While Chernenko made passing endorsements of some reforms stressed by Gorbachev, the overall theme was on claiming new land for farming.

The fact that Gorbachev did not speak at the plenum is taken as a sign that he is no longer responsible for agriculture, perhaps because, as the second-ranking member of the party, he has moved on to other tasks.

An interesting aspect of the plenum this week was that it was called at all. Its timing was unusual in that it will not be followed by a regular session of the Supreme Soviet, and, given that its subject matter could not have come as a surprise to the 312 members of the Central Committee, who gathered from the far corners of the nation, its purpose was unclear.

In terms of agricultural policy, it simply may have been keyed to the growing realization that this year will bring another bad grain harvest.

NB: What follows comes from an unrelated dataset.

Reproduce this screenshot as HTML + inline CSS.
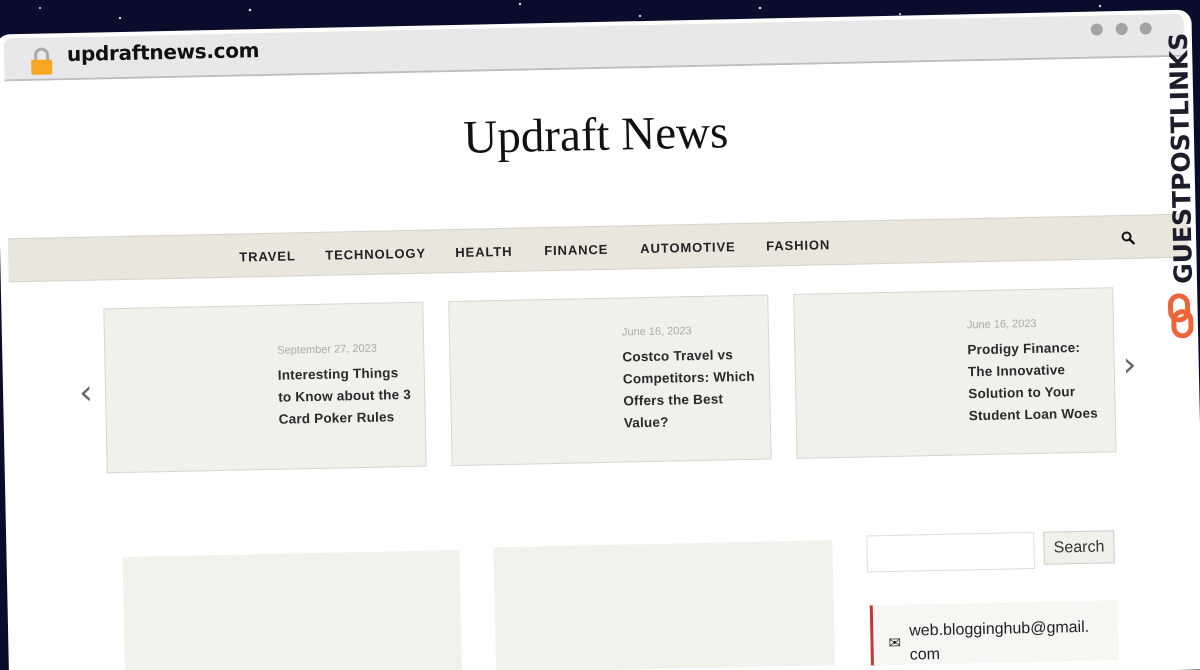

Press reports here already have advised of the drought that set back yields in regions east of the Volga River, notably the grain belt in Kazakhstan.

This year, U.S. Department of Agriculture analysts are estimating the Soviet grain crop at 170 million tons, the lowest since 1981 and the sixth in a row to fall far below the official goal.

The bad grain crop and continuing reports of mismanagement and waste from the countryside only reaffirm the late Leonid Brezhnev's remarks in November 1981 that food production is "economically and politically" the nation's central problem.

In 1981, there were critical shortages of certain foods in the Soviet Union, notably meat. The next year, Brezhnev launched his food program, emphasizing imports, encouraging private plots and other reforms. Meat production is up 6 percent through the first nine months of this year, and "substantial" increases in vegetable and fruit production were reported.

But as Chernenko noted, "The problem of providing the population of many cities with foodstuffs -- above all meat -- is still acute."